» TO DO
Leaving out the pictures, retype all the material exactly.
+++ DATASET CONTENT +++
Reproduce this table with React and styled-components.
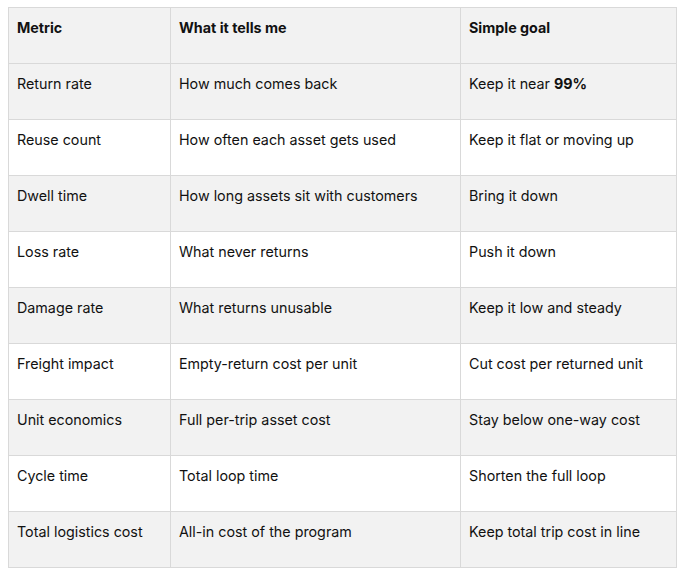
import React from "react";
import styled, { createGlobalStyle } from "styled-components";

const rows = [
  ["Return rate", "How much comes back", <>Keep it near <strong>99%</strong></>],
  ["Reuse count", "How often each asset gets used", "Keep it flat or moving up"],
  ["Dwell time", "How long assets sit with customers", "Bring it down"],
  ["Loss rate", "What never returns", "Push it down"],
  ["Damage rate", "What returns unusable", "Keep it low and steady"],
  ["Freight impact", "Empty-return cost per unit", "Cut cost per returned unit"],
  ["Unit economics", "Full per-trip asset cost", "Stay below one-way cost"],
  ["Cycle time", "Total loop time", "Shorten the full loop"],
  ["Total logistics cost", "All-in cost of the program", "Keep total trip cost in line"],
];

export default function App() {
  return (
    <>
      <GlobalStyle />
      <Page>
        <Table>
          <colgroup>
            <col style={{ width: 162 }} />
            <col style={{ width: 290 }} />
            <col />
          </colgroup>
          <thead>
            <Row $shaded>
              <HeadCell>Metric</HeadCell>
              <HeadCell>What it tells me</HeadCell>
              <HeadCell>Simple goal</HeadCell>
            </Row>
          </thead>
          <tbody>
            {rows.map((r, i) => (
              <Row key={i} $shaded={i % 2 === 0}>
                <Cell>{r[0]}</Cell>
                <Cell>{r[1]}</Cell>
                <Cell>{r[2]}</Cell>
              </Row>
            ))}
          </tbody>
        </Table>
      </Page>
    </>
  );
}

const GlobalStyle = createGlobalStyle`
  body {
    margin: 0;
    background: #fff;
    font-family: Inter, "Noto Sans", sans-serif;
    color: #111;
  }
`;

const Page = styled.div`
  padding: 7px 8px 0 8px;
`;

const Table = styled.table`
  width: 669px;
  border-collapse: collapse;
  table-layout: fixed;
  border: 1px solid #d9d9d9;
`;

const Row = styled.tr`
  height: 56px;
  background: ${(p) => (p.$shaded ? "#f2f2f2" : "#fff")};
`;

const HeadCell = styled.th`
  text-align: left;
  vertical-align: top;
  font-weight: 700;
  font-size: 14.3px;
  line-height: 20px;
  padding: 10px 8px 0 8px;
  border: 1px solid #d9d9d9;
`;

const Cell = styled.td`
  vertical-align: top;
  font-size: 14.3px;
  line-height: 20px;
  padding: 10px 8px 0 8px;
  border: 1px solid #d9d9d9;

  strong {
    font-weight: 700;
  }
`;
+++
» ANSWER TO THE PROBLEM
Reproduce this table with React and styled-components.
import React from "react";
import styled, { createGlobalStyle } from "styled-components";

const rows = [
  ["Return rate", "How much comes back", <>Keep it near <strong>99%</strong></>],
  ["Reuse count", "How often each asset gets used", "Keep it flat or moving up"],
  ["Dwell time", "How long assets sit with customers", "Bring it down"],
  ["Loss rate", "What never returns", "Push it down"],
  ["Damage rate", "What returns unusable", "Keep it low and steady"],
  ["Freight impact", "Empty-return cost per unit", "Cut cost per returned unit"],
  ["Unit economics", "Full per-trip asset cost", "Stay below one-way cost"],
  ["Cycle time", "Total loop time", "Shorten the full loop"],
  ["Total logistics cost", "All-in cost of the program", "Keep total trip cost in line"],
];

export default function App() {
  return (
    <>
      <GlobalStyle />
      <Page>
        <Table>
          <colgroup>
            <col style={{ width: 162 }} />
            <col style={{ width: 290 }} />
            <col />
          </colgroup>
          <thead>
            <Row $shaded>
              <HeadCell>Metric</HeadCell>
              <HeadCell>What it tells me</HeadCell>
              <HeadCell>Simple goal</HeadCell>
            </Row>
          </thead>
          <tbody>
            {rows.map((r, i) => (
              <Row key={i} $shaded={i % 2 === 0}>
                <Cell>{r[0]}</Cell>
                <Cell>{r[1]}</Cell>
                <Cell>{r[2]}</Cell>
              </Row>
            ))}
          </tbody>
        </Table>
      </Page>
    </>
  );
}

const GlobalStyle = createGlobalStyle`
  body {
    margin: 0;
    background: #fff;
    font-family: Inter, "Noto Sans", sans-serif;
    color: #111;
  }
`;

const Page = styled.div`
  padding: 7px 8px 0 8px;
`;

const Table = styled.table`
  width: 669px;
  border-collapse: collapse;
  table-layout: fixed;
  border: 1px solid #d9d9d9;
`;

const Row = styled.tr`
  height: 56px;
  background: ${(p) => (p.$shaded ? "#f2f2f2" : "#fff")};
`;

const HeadCell = styled.th`
  text-align: left;
  vertical-align: top;
  font-weight: 700;
  font-size: 14.3px;
  line-height: 20px;
  padding: 10px 8px 0 8px;
  border: 1px solid #d9d9d9;
`;

const Cell = styled.td`
  vertical-align: top;
  font-size: 14.3px;
  line-height: 20px;
  padding: 10px 8px 0 8px;
  border: 1px solid #d9d9d9;

  strong {
    font-weight: 700;
  }
`;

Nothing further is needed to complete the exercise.